Thursday, August 12, 2010

Aug 5th - Korean Fish Cake Bell Pepper Stirfry - 오뎅 볶음 - Odeng Bokkum

Gochu - Korean Peppers
Korean Gochus are not always spicy.  Actually, the crunchy ones you may see raw on the table for dipping in Gochujang (Chili Paste) are as mild as Bell Peppers.  My mom grows them by the bushel in her backyard and spends the summer giving them to her friends.  The non-spicy ones do not preserve well since they are best enjoyed crunchy and as well, mom does not see the value in preserving peppers without heat.  If you know which you planted, then you're safe.  Mom plants both.  When you buy them in the supermarket, even a Korean one, you never know until it's too late.  These above are from the HMart on Robson.  Yeah, they're like fire from the tip!

So since I wanted to use these to do the Fish Cake (Odeng) I decided I need to offset the heat with Bell Pepper so I used a Red Bell Pepper we had bought at he Nelson Street Farmer's Market on the weekend.  I have made this dish before so the link HERE is still applicable for the sauce but I used Asparagus last time because it was in high season at the time.  I tend to like the vegetables a bit aldente so you can stew the dish as long as you like.  The sauce is approximately the taste I like.  It is not an exactly science and you can make it saltier or sweeter, or less, as you prefer. 

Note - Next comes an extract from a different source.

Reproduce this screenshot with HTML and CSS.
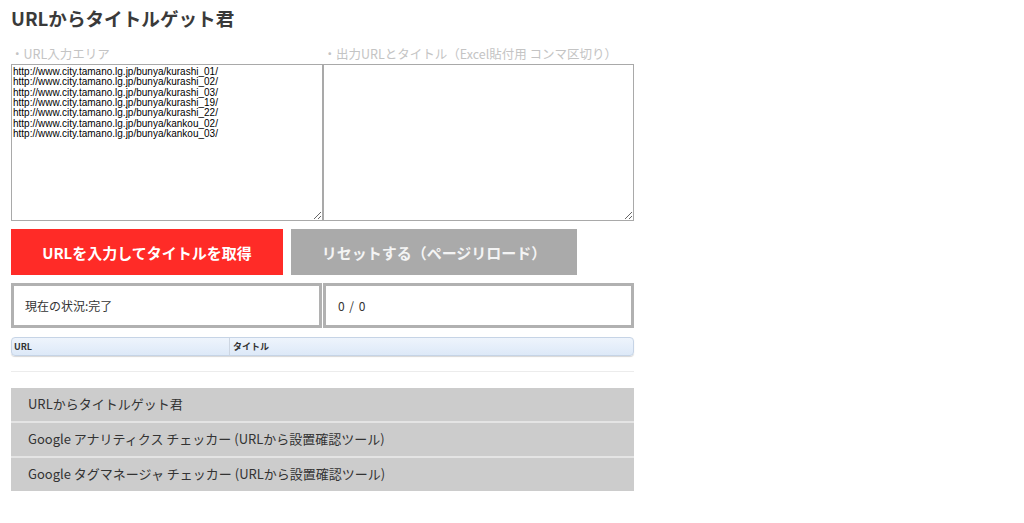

Korean Fish Cake and Bell Pepper and Gochu Stirfry

Korean Fish Cake Bell Pepper Stir Fry  (오뎅 볶음 - Odeng Bokkum)
(Serves 2)

150-200 Fish Cake (Thawed if frozen. You can buy these in any Korean market.)
5 Gochu, chopped, seeded
1 Red Bell Pepper, chopped
1/2 Onion, chopped
1-2 Cloves Garlic
1 inch Fresh Ginger, julienned, (mom my mash or grate it but I like chunks)
1-2 T Peanut Oil or Canola Oil

Sauce
1/4c-1/2 c Low Sodium Soy Sauce
2 T Brown Sugar
2 cloved Garlic
2 t Sesame Oil
1 t Chili Soy (optional)
2 t Black Bean Sauce or Oyster Sauce (for the tang)
1 - 3 T Water (optional)

Whisk all the ingredients for the sauce, except the water, thoroughly and set aside.

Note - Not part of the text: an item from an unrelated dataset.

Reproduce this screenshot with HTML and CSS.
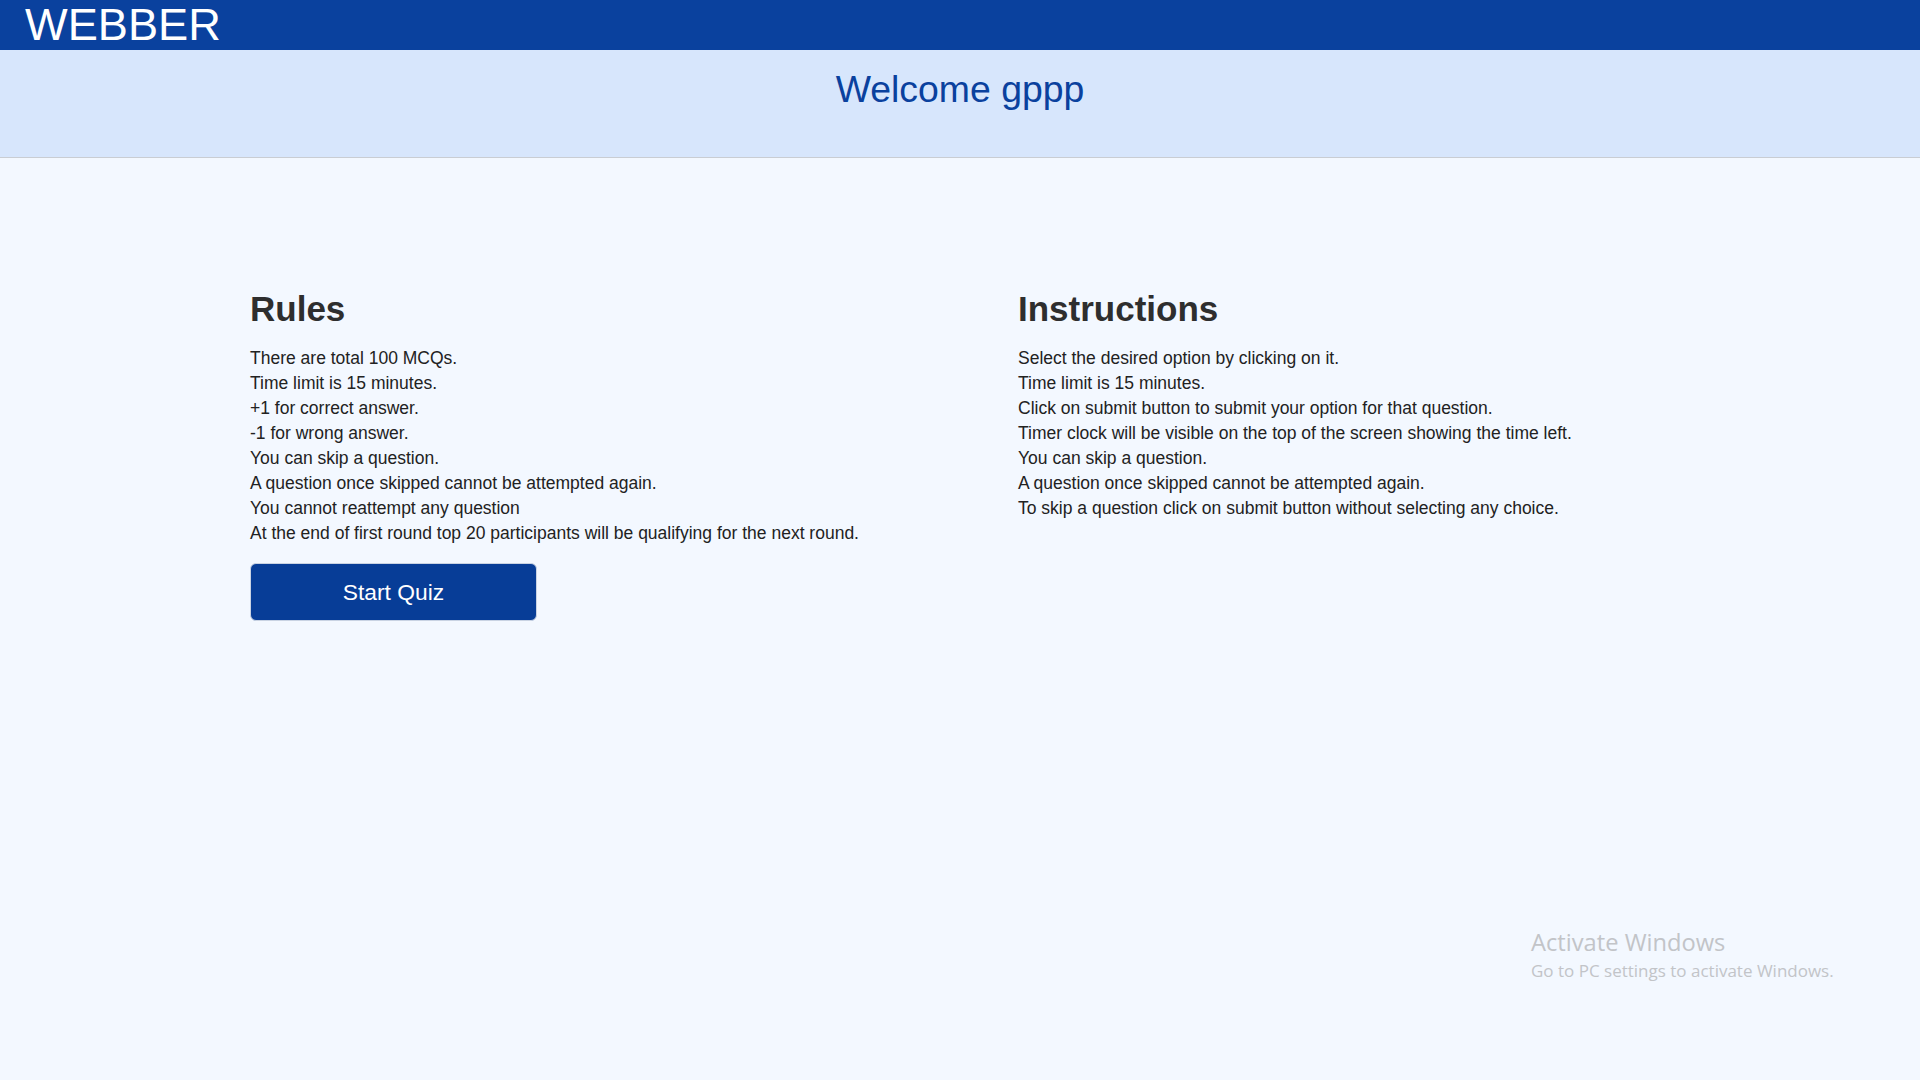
FILE: index.html
```html
<!DOCTYPE html>
<html lang="en">
<head>
<meta charset="utf-8">
<title>Webber Quiz</title>
<link rel="stylesheet" href="styles.css">
</head>
<body>
<header class="topbar">
  <div class="brand">WEBBER</div>
</header>
<section class="welcome">
  <h1 class="welcome-title">Welcome gppp</h1>
</section>
<main class="content">
  <section class="column">
    <h2 class="col-title">Rules</h2>
    <ul class="list">
      <li>There are total 100 MCQs.</li>
      <li>Time limit is 15 minutes.</li>
      <li>+1 for correct answer.</li>
      <li>-1 for wrong answer.</li>
      <li>You can skip a question.</li>
      <li>A question once skipped cannot be attempted again.</li>
      <li>You cannot reattempt any question</li>
      <li>At the end of first round top 20 participants will be qualifying for the next round.</li>
    </ul>
    <button class="start-btn" type="button">Start Quiz</button>
  </section>
  <section class="column">
    <h2 class="col-title">Instructions</h2>
    <ul class="list">
      <li>Select the desired option by clicking on it.</li>
      <li>Time limit is 15 minutes.</li>
      <li>Click on submit button to submit your option for that question.</li>
      <li>Timer clock will be visible on the top of the screen showing the time left.</li>
      <li>You can skip a question.</li>
      <li>A question once skipped cannot be attempted again.</li>
      <li>To skip a question click on submit button without selecting any choice.</li>
    </ul>
  </section>
</main>
<div class="activate">
  <div class="activate-title">Activate Windows</div>
  <div class="activate-sub">Go to PC settings to activate Windows.</div>
</div>
</body>
</html>
```
FILE: styles.css
```css
html, body {
  margin: 0;
  padding: 0;
}
body {
  background: #f3f8ff;
  font-family: "Liberation Sans", Arial, sans-serif;
  min-height: 1080px;
}
.topbar {
  background: #0a419e;
  height: 50px;
  padding-left: 25px;
}
.brand {
  color: #ffffff;
  font-size: 45.2px;
  line-height: 50px;
}
.welcome {
  background: #d7e6fc;
  height: 107px;
  border-bottom: 1px solid #c9cdd3;
  box-sizing: content-box;
}
.welcome-title {
  margin: 0;
  padding-top: 14px;
  text-align: center;
  color: #0a419e;
  font-weight: normal;
  font-size: 37.4px;
  line-height: 50px;
}
.content {
  display: grid;
  grid-template-columns: 768px 768px;
  padding: 131px 0 0 250px;
  font-family: "Liberation Sans Narrow", "Liberation Sans", Arial, sans-serif;
}
.col-title {
  margin: 0;
  font-size: 35px;
  line-height: 40px;
  font-weight: bold;
  color: #2e2e2e;
}
.list {
  list-style: none;
  margin: 17px 0 0;
  padding: 0;
  font-size: 17.5px;
  line-height: 25px;
  color: #222222;
}
.start-btn {
  margin-top: 17px;
  width: 287px;
  height: 58px;
  background: #073d97;
  color: #ffffff;
  border: 1px solid #c9d3e3;
  border-radius: 6px;
  font-family: "Liberation Sans Narrow", "Liberation Sans", Arial, sans-serif;
  font-size: 22.8px;
  padding: 0;
  cursor: pointer;
}
.activate {
  position: absolute;
  left: 1531px;
  top: 927px;
  color: #c2c4c8;
  font-family: "Open Sans", "Noto Sans", sans-serif;
}
.activate-title {
  font-size: 23.7px;
  line-height: 30px;
}
.activate-sub {
  font-size: 17px;
  line-height: 28px;
}
```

1 t toasted Sesame Seeds (garnish)
1 Green Onion or Chives, sliced (garnish)

Turn the fan on high. In a large wok, heat 1 T of Peanut Oil on Medium High. You need a drop of water to dance and take at least 1-2 seconds to evaporate. If it is vaporized instantly, it is too hot for this purpose. Well, this is mainly because I do not have great woking technique because I multitask and wander off to open Wine. Sautee the Onions, Pepper and the Gochus for 2 minutes until softened.

Add a teaspoon more oil if the bottom of the wok looks dry. Add the Fish Cake. You want it to brown and carmelise slightly. 2-3 minutes. Keep it moving.

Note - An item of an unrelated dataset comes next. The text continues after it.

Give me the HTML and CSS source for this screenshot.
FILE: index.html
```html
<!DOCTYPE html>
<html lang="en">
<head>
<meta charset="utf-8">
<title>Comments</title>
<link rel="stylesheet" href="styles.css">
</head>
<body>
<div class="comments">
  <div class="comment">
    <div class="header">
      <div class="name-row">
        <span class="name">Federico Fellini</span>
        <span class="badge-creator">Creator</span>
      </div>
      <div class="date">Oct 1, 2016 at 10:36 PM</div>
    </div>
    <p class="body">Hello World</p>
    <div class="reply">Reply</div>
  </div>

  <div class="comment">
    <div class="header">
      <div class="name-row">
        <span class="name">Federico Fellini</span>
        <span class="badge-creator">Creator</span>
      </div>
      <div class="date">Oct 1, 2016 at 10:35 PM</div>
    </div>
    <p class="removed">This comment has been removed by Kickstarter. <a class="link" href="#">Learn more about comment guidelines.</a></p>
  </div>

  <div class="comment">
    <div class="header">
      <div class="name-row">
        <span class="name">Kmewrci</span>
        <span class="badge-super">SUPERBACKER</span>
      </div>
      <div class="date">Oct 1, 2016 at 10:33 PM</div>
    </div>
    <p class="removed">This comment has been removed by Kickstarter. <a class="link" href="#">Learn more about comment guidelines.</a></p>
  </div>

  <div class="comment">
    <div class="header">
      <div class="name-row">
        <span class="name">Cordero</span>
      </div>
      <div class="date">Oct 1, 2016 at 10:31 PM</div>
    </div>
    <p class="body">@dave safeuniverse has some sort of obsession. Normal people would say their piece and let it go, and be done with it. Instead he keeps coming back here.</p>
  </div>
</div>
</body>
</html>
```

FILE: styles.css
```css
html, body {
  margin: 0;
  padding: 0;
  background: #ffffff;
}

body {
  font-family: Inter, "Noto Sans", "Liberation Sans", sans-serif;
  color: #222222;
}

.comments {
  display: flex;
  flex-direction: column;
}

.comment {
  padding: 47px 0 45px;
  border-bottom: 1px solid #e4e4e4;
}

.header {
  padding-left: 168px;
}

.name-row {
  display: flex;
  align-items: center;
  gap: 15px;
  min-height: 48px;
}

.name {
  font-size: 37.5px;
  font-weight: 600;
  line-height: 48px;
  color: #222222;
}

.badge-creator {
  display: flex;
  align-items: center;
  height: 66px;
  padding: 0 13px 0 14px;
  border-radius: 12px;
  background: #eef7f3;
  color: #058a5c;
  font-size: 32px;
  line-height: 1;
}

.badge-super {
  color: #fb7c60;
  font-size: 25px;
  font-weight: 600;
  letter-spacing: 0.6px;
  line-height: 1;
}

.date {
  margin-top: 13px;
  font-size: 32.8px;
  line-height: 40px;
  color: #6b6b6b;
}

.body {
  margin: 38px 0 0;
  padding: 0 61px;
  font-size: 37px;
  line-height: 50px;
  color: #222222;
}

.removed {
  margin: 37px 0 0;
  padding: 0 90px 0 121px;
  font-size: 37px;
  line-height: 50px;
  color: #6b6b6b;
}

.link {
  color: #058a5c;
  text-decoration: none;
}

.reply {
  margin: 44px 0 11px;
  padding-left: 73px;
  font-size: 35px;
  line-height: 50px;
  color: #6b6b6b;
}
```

Add the Sauce mixture. Important to keep it moving here. You want to coat all the veg and fish and do not want the sauce to carmelise and boil too fast at the bottom of the pan. Add the water as needed if it thickens too fast. Turn down the heat if it does. You want the Garlic and Ginger cooked but not burned. 2 minutes.

Serve over rice. Garnish with Sesame Seeds and Chopped Green Onion.

If you prefer, you can use Corn Syrup instead of Brown Sugar.  I think it adds more depth of flavour with the dark sugar.  Over the years, mom's use of Corn Syrup is virtually negligible.

3 comments:

Anonymous said...

This looks interesting, I usually eat odeng soup or odeng on the stick. I'll have to try it.

Yummo said...

Oh it is YUMMO! It used to be my staple quick food when I was first out of University. I saw an interesting use of Odeng last Christmas in Toronto at the gigantic HMart. They had a duhk (rice cake) on a stick wrapped in Odeng, deep fried. MMMMM

Rice Palette said...

Hi !

You know I've never tried stir-fry Korean before!! This looks really good. I hope the local grocery store has Odeng.